A lot to learn: Harris’ freshman year is filled with adjustments, new philosophies and lots of work

Brett Johnson, Sports Editor

For a normal student, the transition from high school to college can be difficult. It’s probably the first time away from home, they don’t know many people and the workload is increased tremendously. For a student-athlete, that transition can be even more overwhelming.

Thankfully, for freshman guard Eli Harris, the basketball season doesn’t start up until October, so he had about a month and a half to adjust to classes and work. But Harris quickly noticed that the physical demand is much greater at the collegiate level than the high school level.

“I really enjoy all the guys on the team which has kind of helped [the demand], and the two other freshmen, Will and Jenya, and I have gotten close, too, so that helps, too,” Harris said. “In regard to the actual season starting, it does pick up really fast when it actually does start.”

Harris, a biology major from Falmouth, Mass., has been playing basketball since he was in preschool and never imagined himself playing in college until his sophomore year in high school. He attended various camps before his second year, which made the reality of playing at the next level attainable. 

“I really found my love for the game,” Harris said.

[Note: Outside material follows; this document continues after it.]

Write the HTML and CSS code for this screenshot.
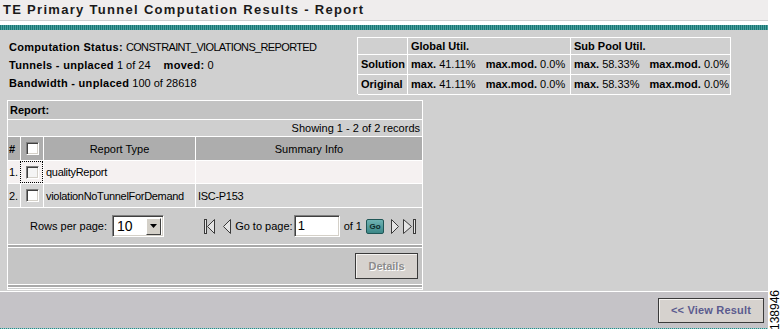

The RWU “recruiting” process began during his senior year near the tail end of the fall AAU season at a tournament in Hanover, Mass. Assistant Coach Dan Weidmann first saw him play during that weekend, along with Assistant Coach Joshua Petersen. Harris and his mom visited RWU about a week later and met Head Coach Michael Tully.

Harris was also considering attending rival Commonwealth Coast Conference schools like University of New England, Nichols College and Endicott College, but decided to become a Hawk.

“I come from Cape Cod so I love the ocean and the ocean is right there so that’s kind of huge for me. I don’t ever want to leave the ocean,” Harris said. “Other than that, it kind of worked out being a biology major because the science department here is pretty good.”

To prepare for his freshman season, he worked with his trainer, Gus Adams, whom he’s worked with since the summer before his sophomore year of high school. Harris lifted four times a week and trained on the court three times a week.

 This season, Harris is playing off the bench, averaging 8.7 minutes a game as of Dec. 2, behind second-year guard Bryan Donovan. Coming into this year, he wasn’t expecting a starting position since he knew there was much to learn as a new member of the team.

“When you come into a new system… there’s a lot to learn, especially with our team, too. There are a lot of philosophical ideas you have to keep up with,” Harris said. “Even at this point, I don’t think I’d be prepared enough to play as much as I used to in high school.” 

Harris was a 1,000-point scorer in high school, and although he’s only scored 13 points so far this season, he plans on being a big scorer as he gets older.

“This year, I have to be smart and take shots when I should take them because older guys have been in the system and deserve shots as well, so I can’t disrupt the team rhythm,” Harris said.